Originally Posted by
Double07
Please excuse me if I am repeating something that has been discussed earlier in this thread, but from the schematic for the “Horizontal Stabilizer Trim Control System – Functional Description – Electric Trim” (see PPRUNE thread entitled
737MAX Stab Trim architecture, post #194), one can see that when MCAS is active, then STS in inactive.
And when MCAS is inactive, then STS is active.
Is it possible that after a pilot electrically trims the aircraft nose-up after an MCAS nose-down trim event, then the STS system will activate to trim the aircraft nose-down again before the next MCAS nose-down trim event? Recall that the STS system trims the aircraft in the direction opposite to the speed change. So if the pilot has just trimmed with a nose-up command, then wouldn’t the STS system counter with a nose-down trim command? This same operation would still apply if the autopilot thought the aircraft had a higher angle of attack as a result of a defective AoA sensor (the autopilot controls the STS trim even when the autopilot is off). Could this help to explain the failure of the ET302 pilot to trim back to a fully neutral trim after an MCAS trim event?
STS respects the control column cutout switches, so any time that virtually any amount of forward or backward pressure was being applied to the yoke, STS would not be able to make any input. Additionally, STS has its own Stall ID mode which, in the presence of a stall signal, would command the trim nose down and override any other STS input. This nose down trim input is also inhibited by the control column cutout switches.
One thing that confuses me here is that I’ve read that STS activates 5 seconds after release of the manual trim switches. MCAS has a similar 5 second delay. This may mean that any STS trim would be canceled by an MCAS trim event. But could there be a delay in MCAS activation relative to STS activation? By the way, STS trim and manual electric trim have the same trim rates, but differ in direction. Also, any STS trim should be canceled by the simultaneous activation of manual electric trim by the pilot. But if the pilot released the manual trim button when he believed the aircraft trim to be at neutral, then STS might give a short nose-down trim command before MCAS activates to give a larger nose-down command.
Both have a 5 second delay because MCAS is actually a sub-function of STS (though MCAS is not inhibited by the control column cutout switches). STS can trim in both directions. If near neutral trim, STS might make an input (nose up or nose down) but any further inputs would be inhibited if the control column was displaced from neutral.
Also, the same schematic shows that the two pedestal cutout switches on the 737MAX operate as a logical “AND” function (“&” function) as follows:
Manual electric trim = [PRI] & [B/U]
Autopilot trim = [PRI]
STS speed trim = [PRI]
MCAS trim = [PRI] & [B/U]
This means that there is no way to turn off all automatic trim functions while keeping the manual electric trim operative. However, it would be a trivial change to have the switches operate as follows:Manual electric trim = [PRI]

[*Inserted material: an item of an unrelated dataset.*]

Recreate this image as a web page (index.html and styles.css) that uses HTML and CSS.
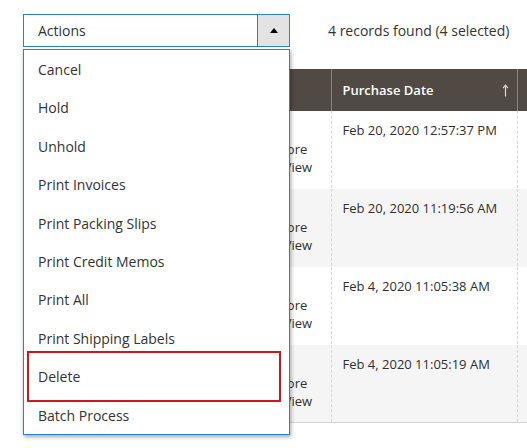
FILE: index.html
```html
<!DOCTYPE html>
<html>
<head>
<meta charset="utf-8">
<link rel="stylesheet" href="styles.css">
</head>
<body>
<div class="page">
  <div class="toolbar">
    <div class="actions">
      <div class="actions-btn">
        <span class="actions-label">Actions</span>
        <span class="actions-toggle"><span class="tri"></span></span>
      </div>
      <ul class="menu">
        <li>Cancel</li>
        <li>Hold</li>
        <li>Unhold</li>
        <li>Print Invoices</li>
        <li>Print Packing Slips</li>
        <li>Print Credit Memos</li>
        <li>Print All</li>
        <li>Print Shipping Labels</li>
        <li class="hl">Delete</li>
        <li>Batch Process</li>
      </ul>
      <div class="mark"></div>
    </div>
    <div class="records">4 records found (4 selected)</div>
  </div>
  <table class="grid">
    <thead>
      <tr>
        <th class="c0"></th>
        <th class="c1">Store View</th>
        <th class="c2"><div class="th-inner"><span>Purchase Date</span><svg class="sort" width="7" height="13" viewBox="0 0 7 13"><path d="M3.5 1.5V12.5" stroke="#d9d6d3" stroke-width="1.2" fill="none"/><path d="M1 4.2L3.5 1.2L6 4.2" stroke="#d9d6d3" stroke-width="1.2" fill="none"/></svg></div></th>
        <th class="c3"></th>
      </tr>
    </thead>
    <tbody>
      <tr>
        <td class="c0"></td>
        <td class="c1">Main Website<br>Main Website Store<br><span class="sv">Default Store View</span></td>
        <td class="c2">Feb 20, 2020 12:57:37 PM</td>
        <td class="c3"></td>
      </tr>
      <tr class="alt">
        <td class="c0"></td>
        <td class="c1">Main Website<br>Main Website Store<br><span class="sv">Default Store View</span></td>
        <td class="c2">Feb 20, 2020 11:19:56 AM</td>
        <td class="c3"></td>
      </tr>
      <tr>
        <td class="c0"></td>
        <td class="c1">Main Website<br>Main Website Store<br><span class="sv">Default Store View</span></td>
        <td class="c2">Feb 4, 2020 11:05:38 AM</td>
        <td class="c3"></td>
      </tr>
      <tr class="alt">
        <td class="c0"></td>
        <td class="c1">Main Website<br>Main Website Store<br><span class="sv">Default Store View</span></td>
        <td class="c2">Feb 4, 2020 11:05:19 AM</td>
        <td class="c3"></td>
      </tr>
    </tbody>
  </table>
</div>
</body>
</html>
```

FILE: styles.css
```css
html, body {
  margin: 0;
  padding: 0;
  background: #fff;
}
body {
  font-family: "Open Sans", "Liberation Sans", sans-serif;
  font-size: 14px;
  color: #303030;
  width: 527px;
  height: 448px;
  overflow: hidden;
}
.page {
  padding: 14px 0 0 23px;
}
.toolbar {
  display: flex;
  align-items: center;
  height: 33px;
}
.actions {
  position: relative;
  width: 267px;
  z-index: 5;
}
.actions-btn {
  display: flex;
  height: 31px;
  border: 1px solid #2b84be;
  box-sizing: content-box;
  background: #fff;
}
.actions-label {
  flex: 1;
  padding-left: 14px;
  line-height: 31px;
  color: #333;
}
.actions-toggle {
  width: 31px;
  border-left: 1px solid #2b84be;
  background: #e3e3e3;
  display: flex;
  align-items: center;
  justify-content: center;
}
.tri {
  width: 0;
  height: 0;
  border-left: 4px solid transparent;
  border-right: 4px solid transparent;
  border-bottom: 5px solid #000;
}
.menu {
  position: absolute;
  left: 0;
  top: 35px;
  width: 265px;
  margin: 0;
  padding: 0;
  list-style: none;
  background: #fff;
  border: 1px solid #2b84be;
  box-shadow: 1px 2px 4px rgba(0, 0, 0, 0.35);
}
.menu li {
  height: 38.4px;
  line-height: 39.4px;
  padding-left: 14px;
  color: #333;
}
.mark {
  position: absolute;
  left: 4px;
  top: 337px;
  width: 250px;
  height: 47px;
  border: 2px solid #d0161b;
}
.records {
  margin-left: 38px;
  color: #333;
}
.grid {
  margin-top: 22px;
  border-collapse: collapse;
  table-layout: fixed;
  width: 520px;
}
.grid th {
  background: #514943;
  color: #fff;
  font-weight: 600;
  font-size: 13px;
  text-align: left;
  height: 42px;
  padding: 0 11px;
  box-sizing: border-box;
  border-left: 1px solid #8a837f;
  border-right: 1px solid #8a837f;
}
.grid th.c0 { border-left: 0; }
.th-inner {
  display: flex;
  align-items: center;
  justify-content: space-between;
  padding-right: 0;
  margin-right: -3px;
}
.grid td {
  vertical-align: top;
  font-size: 13px;
  padding: 10px 11px 13px;
  line-height: 18px;
  border-left: 1px dashed #d6d6d6;
  border-right: 1px dashed #d6d6d6;
  border-bottom: 1px solid #fff;
}
.grid td.c0 { border-left: 0; }
.grid tr.alt td {
  background: #f5f5f5;
  border-bottom-color: #f5f5f5;
}
.grid tbody tr:last-child td {
  border-bottom: 1px solid #d6d6d6;
}
.c0 { width: 147px; }
.c1 { width: 161px; }
.c2 { width: 186px; }
.c3 { width: 26px; }
.grid td.c1 { padding-left: 19px; padding-top: 11px; padding-bottom: 12px; white-space: nowrap; }
.grid td.c2 { white-space: nowrap; }
.sv { margin-left: 11px; }
```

Autopilot trim = [PRI] & [B/U]
STS speed trim = [PRI]
MCAS trim = [PRI] & [B/U]
In this case the pilots would be able to turn off the autopilot trim and MCAS trim by turning off only the B/U cutout switch while keeping the manual electric trim and STS trim active by leaving the PRI cutout switch on. This would make the 737 MAX operate more like the 737NG aircraft, allowing full use of manual electric trim at all times. Why has this not been done?
Under current procedures, we never use the cutout switches individually on the 737NG or the MAX. We always use them together. There have been extensive discussions regarding the why's and wherefore's of the change in switch functionality, but procedurally it makes no difference at all.
Is it because it would have required re-certification of the aircraft by giving the pilots control over the MCAS function? Was certification of the 737NG with new lift-causing engines dependent upon the MCAS correction function operating only in the background without control from the pilots?
Pilots have never had direct control over the STS function, so I'll speculate that giving them direct control over MCAS never crossed anyone's mind. MCAS was required for certification, but I don't think those certification rules cared whether the system operated in the foreground or background.